> [Required work]:
Type out the complete listing below word for word, without its pictures.
===== Data excerpt
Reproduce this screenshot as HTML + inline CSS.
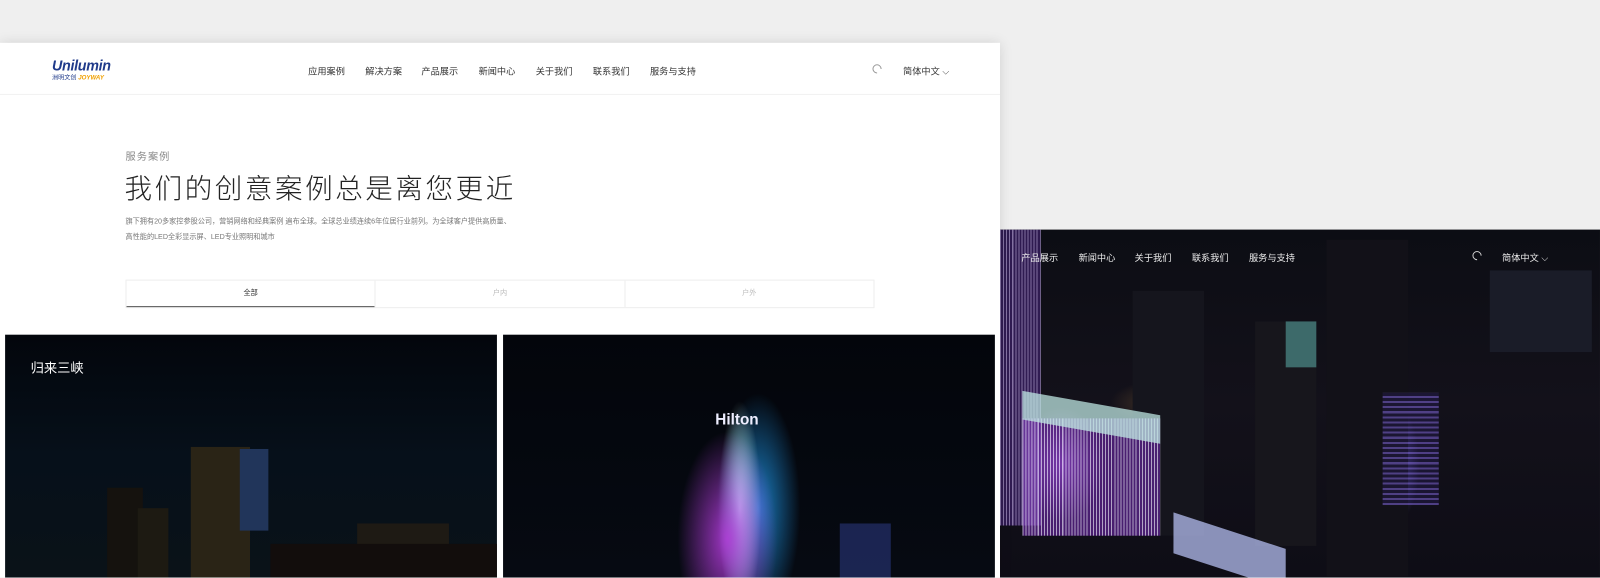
<!DOCTYPE html>
<html style="width:1600px;height:578px;overflow:hidden"><head><meta charset="utf-8"><style>
*{margin:0;padding:0;box-sizing:border-box}
body{width:1600px;height:578px;background:#efefef;position:relative;overflow:hidden;font-family:"Liberation Sans","Noto Sans CJK SC",sans-serif}
#clip{position:absolute;left:0;top:0;width:1600px;height:578px;overflow:hidden}
#wrap{position:absolute;left:0;top:0;width:1568px;height:566px;transform:scale(1.0204);transform-origin:0 0;overflow:hidden}
.abs{position:absolute}
#right{left:980px;top:225px;width:588px;height:341px;overflow:hidden;background:
radial-gradient(ellipse 60px 80px at 60px 230px,rgba(200,120,255,.6),transparent 70%),
radial-gradient(ellipse 60px 30px at 150px 170px,rgba(150,110,60,.35),transparent 70%),
radial-gradient(ellipse 30px 80px at 390px 230px,rgba(120,110,240,.5),transparent 70%),
linear-gradient(180deg,#0c0d14 0%,#13111a 50%,#0e0d16 100%)}
#left{left:0;top:42px;width:980px;height:524px;overflow:hidden;background:#fff;box-shadow:0 0 12px rgba(0,0,0,.12)}
.nav a{position:absolute;font-size:9px;color:#333;text-decoration:none;white-space:nowrap}
.rn a{position:absolute;font-size:9px;color:#eee;white-space:nowrap}
.bld{position:absolute}
.srch{position:absolute;width:9px;height:9px;border:1px solid;border-radius:50%;border-bottom-color:transparent;transform:rotate(-45deg)}
</style></head><body>
<div id="clip"><div id="wrap">
<div class="abs" id="right">
  <div class="bld" style="left:130px;top:60px;width:70px;height:240px;background:#15151d"></div>
  <div class="bld" style="left:250px;top:90px;width:60px;height:220px;background:#17161c"></div>
  <div class="bld" style="left:320px;top:10px;width:80px;height:330px;background:#121118"></div>
  <div class="bld" style="left:480px;top:40px;width:100px;height:80px;background:#1a1c28"></div>
  <div class="bld" style="left:280px;top:90px;width:30px;height:45px;background:#3d6a6a"></div>
  <div class="abs" style="left:0;top:0;width:40px;height:290px;background:repeating-linear-gradient(90deg,rgba(210,180,255,.6) 0 1px,rgba(80,40,140,.5) 1px 3px)"></div>
  <div class="abs" style="left:22px;top:185px;width:135px;height:115px;background:repeating-linear-gradient(90deg,rgba(230,210,255,.75) 0 1px,rgba(110,40,170,.6) 1px 3px)"></div>
  <div class="abs" style="left:22px;top:170px;width:135px;height:28px;background:rgba(190,230,225,.75);transform:skewY(10deg)"></div>
  <div class="abs" style="left:170px;top:295px;width:110px;height:40px;background:rgba(180,190,240,.75);transform:skewY(18deg)"></div>
  <div class="abs" style="left:375px;top:160px;width:55px;height:110px;background:repeating-linear-gradient(0deg,rgba(140,110,240,.5) 0 2px,rgba(40,30,90,.4) 2px 5px)"></div>
  <div class="rn">
    <a style="left:21px;top:21px">产品展示</a><a style="left:77px;top:21px">新闻中心</a><a style="left:132px;top:21px">关于我们</a><a style="left:188px;top:21px">联系我们</a><a style="left:244px;top:21px">服务与支持</a>
    <span class="srch" style="left:463px;top:21px;color:#ccc"></span>
    <a style="left:492px;top:21px">简体中文 ⌵</a>
  </div>
</div>
<div class="abs" id="left">
  <div class="abs" style="left:51px;top:14px;font:italic bold 14px 'Liberation Sans',sans-serif;color:#1f3a8a;letter-spacing:-.3px">Unilumin</div>
  <div class="abs" style="left:51px;top:29px;font-size:6px;color:#1f3a8a;white-space:nowrap">洲明文创 <span style="color:#f0a000;font-weight:bold;font-style:italic">JOYWAY</span></div>
  <div class="nav">
    <a style="left:302px;top:21px">应用案例</a><a style="left:358px;top:21px">解决方案</a><a style="left:413px;top:21px">产品展示</a><a style="left:469px;top:21px">新闻中心</a><a style="left:525px;top:21px">关于我们</a><a style="left:581px;top:21px">联系我们</a><a style="left:637px;top:21px">服务与支持</a>
    <span class="srch" style="left:855px;top:21px;color:#999"></span>
    <a style="left:885px;top:21px">简体中文 ⌵</a>
  </div>
  <div class="abs" style="left:0;top:50px;width:980px;height:1px;background:#f0f0f0"></div>
  <div class="abs" style="left:123px;top:103px;font-size:10px;color:#888;letter-spacing:1px">服务案例</div>
  <div class="abs" style="left:122px;top:121px;font-size:27px;color:#222;letter-spacing:2.5px;font-weight:300;white-space:nowrap">我们的创意案例总是离您更近</div>
  <div class="abs" style="left:123px;top:168px;font-size:7px;color:#777;line-height:15px;white-space:nowrap">旗下拥有20多家控参股公司，营销网络和经典案例 遍布全球。全球总业绩连续6年位居行业前列。为全球客户提供高质量、<br>高性能的LED全彩显示屏、LED专业照明和城市</div>
  <div class="abs" style="left:123px;top:232px;width:734px;height:28px;border:1px solid #eee;display:flex;font-size:7px;color:#bbb">
    <div style="flex:1;text-align:center;line-height:26px;color:#333;border-bottom:1px solid #555">全部</div>
    <div style="flex:1;text-align:center;line-height:26px;border-left:1px solid #eee">户内</div>
    <div style="flex:1;text-align:center;line-height:26px;border-left:1px solid #eee">户外</div>
  </div>
  <div class="abs" style="left:5px;top:286px;width:482px;height:238px;overflow:hidden;background:linear-gradient(180deg,#03060c 0%,#06101a 50%,#0a1218 100%)">
    <div class="abs" style="left:25px;top:22px;font-size:13px;color:#fff">归来三峡</div>
    <div class="bld" style="left:182px;top:110px;width:58px;height:128px;background:#2a2416"></div>
    <div class="bld" style="left:230px;top:112px;width:28px;height:80px;background:#21355a"></div>
    <div class="bld" style="left:100px;top:150px;width:35px;height:88px;background:#15120e"></div>
    <div class="bld" style="left:130px;top:170px;width:30px;height:68px;background:#1d1a12"></div>
    <div class="bld" style="left:345px;top:185px;width:90px;height:53px;background:#1e1a14"></div>
    <div class="bld" style="left:260px;top:205px;width:222px;height:33px;background:#120d0c"></div>
  </div>
  <div class="abs" style="left:493px;top:286px;width:482px;height:238px;overflow:hidden;background:
    radial-gradient(ellipse 70px 150px at 220px 200px,rgba(180,60,220,.9),transparent 70%),
    radial-gradient(ellipse 30px 150px at 232px 170px,rgba(200,255,255,.95),transparent 70%),
    radial-gradient(ellipse 55px 150px at 250px 170px,rgba(30,150,230,.85),transparent 75%),
    linear-gradient(180deg,#03050b,#060a12)">
    <div class="abs" style="left:208px;top:75px;font:bold 15px 'Liberation Sans',sans-serif;color:#eef">Hilton</div>
    <div class="abs" style="left:330px;top:185px;width:50px;height:53px;background:rgba(70,90,200,.35)"></div>
  </div>
</div>
</div></div>
</body></html>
==========
> [Written response]:
Reproduce this screenshot as HTML + inline CSS.
<!DOCTYPE html>
<html style="width:1600px;height:578px;overflow:hidden"><head><meta charset="utf-8"><style>
*{margin:0;padding:0;box-sizing:border-box}
body{width:1600px;height:578px;background:#efefef;position:relative;overflow:hidden;font-family:"Liberation Sans","Noto Sans CJK SC",sans-serif}
#clip{position:absolute;left:0;top:0;width:1600px;height:578px;overflow:hidden}
#wrap{position:absolute;left:0;top:0;width:1568px;height:566px;transform:scale(1.0204);transform-origin:0 0;overflow:hidden}
.abs{position:absolute}
#right{left:980px;top:225px;width:588px;height:341px;overflow:hidden;background:
radial-gradient(ellipse 60px 80px at 60px 230px,rgba(200,120,255,.6),transparent 70%),
radial-gradient(ellipse 60px 30px at 150px 170px,rgba(150,110,60,.35),transparent 70%),
radial-gradient(ellipse 30px 80px at 390px 230px,rgba(120,110,240,.5),transparent 70%),
linear-gradient(180deg,#0c0d14 0%,#13111a 50%,#0e0d16 100%)}
#left{left:0;top:42px;width:980px;height:524px;overflow:hidden;background:#fff;box-shadow:0 0 12px rgba(0,0,0,.12)}
.nav a{position:absolute;font-size:9px;color:#333;text-decoration:none;white-space:nowrap}
.rn a{position:absolute;font-size:9px;color:#eee;white-space:nowrap}
.bld{position:absolute}
.srch{position:absolute;width:9px;height:9px;border:1px solid;border-radius:50%;border-bottom-color:transparent;transform:rotate(-45deg)}
</style></head><body>
<div id="clip"><div id="wrap">
<div class="abs" id="right">
  <div class="bld" style="left:130px;top:60px;width:70px;height:240px;background:#15151d"></div>
  <div class="bld" style="left:250px;top:90px;width:60px;height:220px;background:#17161c"></div>
  <div class="bld" style="left:320px;top:10px;width:80px;height:330px;background:#121118"></div>
  <div class="bld" style="left:480px;top:40px;width:100px;height:80px;background:#1a1c28"></div>
  <div class="bld" style="left:280px;top:90px;width:30px;height:45px;background:#3d6a6a"></div>
  <div class="abs" style="left:0;top:0;width:40px;height:290px;background:repeating-linear-gradient(90deg,rgba(210,180,255,.6) 0 1px,rgba(80,40,140,.5) 1px 3px)"></div>
  <div class="abs" style="left:22px;top:185px;width:135px;height:115px;background:repeating-linear-gradient(90deg,rgba(230,210,255,.75) 0 1px,rgba(110,40,170,.6) 1px 3px)"></div>
  <div class="abs" style="left:22px;top:170px;width:135px;height:28px;background:rgba(190,230,225,.75);transform:skewY(10deg)"></div>
  <div class="abs" style="left:170px;top:295px;width:110px;height:40px;background:rgba(180,190,240,.75);transform:skewY(18deg)"></div>
  <div class="abs" style="left:375px;top:160px;width:55px;height:110px;background:repeating-linear-gradient(0deg,rgba(140,110,240,.5) 0 2px,rgba(40,30,90,.4) 2px 5px)"></div>
  <div class="rn">
    <a style="left:21px;top:21px">产品展示</a><a style="left:77px;top:21px">新闻中心</a><a style="left:132px;top:21px">关于我们</a><a style="left:188px;top:21px">联系我们</a><a style="left:244px;top:21px">服务与支持</a>
    <span class="srch" style="left:463px;top:21px;color:#ccc"></span>
    <a style="left:492px;top:21px">简体中文 ⌵</a>
  </div>
</div>
<div class="abs" id="left">
  <div class="abs" style="left:51px;top:14px;font:italic bold 14px 'Liberation Sans',sans-serif;color:#1f3a8a;letter-spacing:-.3px">Unilumin</div>
  <div class="abs" style="left:51px;top:29px;font-size:6px;color:#1f3a8a;white-space:nowrap">洲明文创 <span style="color:#f0a000;font-weight:bold;font-style:italic">JOYWAY</span></div>
  <div class="nav">
    <a style="left:302px;top:21px">应用案例</a><a style="left:358px;top:21px">解决方案</a><a style="left:413px;top:21px">产品展示</a><a style="left:469px;top:21px">新闻中心</a><a style="left:525px;top:21px">关于我们</a><a style="left:581px;top:21px">联系我们</a><a style="left:637px;top:21px">服务与支持</a>
    <span class="srch" style="left:855px;top:21px;color:#999"></span>
    <a style="left:885px;top:21px">简体中文 ⌵</a>
  </div>
  <div class="abs" style="left:0;top:50px;width:980px;height:1px;background:#f0f0f0"></div>
  <div class="abs" style="left:123px;top:103px;font-size:10px;color:#888;letter-spacing:1px">服务案例</div>
  <div class="abs" style="left:122px;top:121px;font-size:27px;color:#222;letter-spacing:2.5px;font-weight:300;white-space:nowrap">我们的创意案例总是离您更近</div>
  <div class="abs" style="left:123px;top:168px;font-size:7px;color:#777;line-height:15px;white-space:nowrap">旗下拥有20多家控参股公司，营销网络和经典案例 遍布全球。全球总业绩连续6年位居行业前列。为全球客户提供高质量、<br>高性能的LED全彩显示屏、LED专业照明和城市</div>
  <div class="abs" style="left:123px;top:232px;width:734px;height:28px;border:1px solid #eee;display:flex;font-size:7px;color:#bbb">
    <div style="flex:1;text-align:center;line-height:26px;color:#333;border-bottom:1px solid #555">全部</div>
    <div style="flex:1;text-align:center;line-height:26px;border-left:1px solid #eee">户内</div>
    <div style="flex:1;text-align:center;line-height:26px;border-left:1px solid #eee">户外</div>
  </div>
  <div class="abs" style="left:5px;top:286px;width:482px;height:238px;overflow:hidden;background:linear-gradient(180deg,#03060c 0%,#06101a 50%,#0a1218 100%)">
    <div class="abs" style="left:25px;top:22px;font-size:13px;color:#fff">归来三峡</div>
    <div class="bld" style="left:182px;top:110px;width:58px;height:128px;background:#2a2416"></div>
    <div class="bld" style="left:230px;top:112px;width:28px;height:80px;background:#21355a"></div>
    <div class="bld" style="left:100px;top:150px;width:35px;height:88px;background:#15120e"></div>
    <div class="bld" style="left:130px;top:170px;width:30px;height:68px;background:#1d1a12"></div>
    <div class="bld" style="left:345px;top:185px;width:90px;height:53px;background:#1e1a14"></div>
    <div class="bld" style="left:260px;top:205px;width:222px;height:33px;background:#120d0c"></div>
  </div>
  <div class="abs" style="left:493px;top:286px;width:482px;height:238px;overflow:hidden;background:
    radial-gradient(ellipse 70px 150px at 220px 200px,rgba(180,60,220,.9),transparent 70%),
    radial-gradient(ellipse 30px 150px at 232px 170px,rgba(200,255,255,.95),transparent 70%),
    radial-gradient(ellipse 55px 150px at 250px 170px,rgba(30,150,230,.85),transparent 75%),
    linear-gradient(180deg,#03050b,#060a12)">
    <div class="abs" style="left:208px;top:75px;font:bold 15px 'Liberation Sans',sans-serif;color:#eef">Hilton</div>
    <div class="abs" style="left:330px;top:185px;width:50px;height:53px;background:rgba(70,90,200,.35)"></div>
  </div>
</div>
</div></div>
</body></html>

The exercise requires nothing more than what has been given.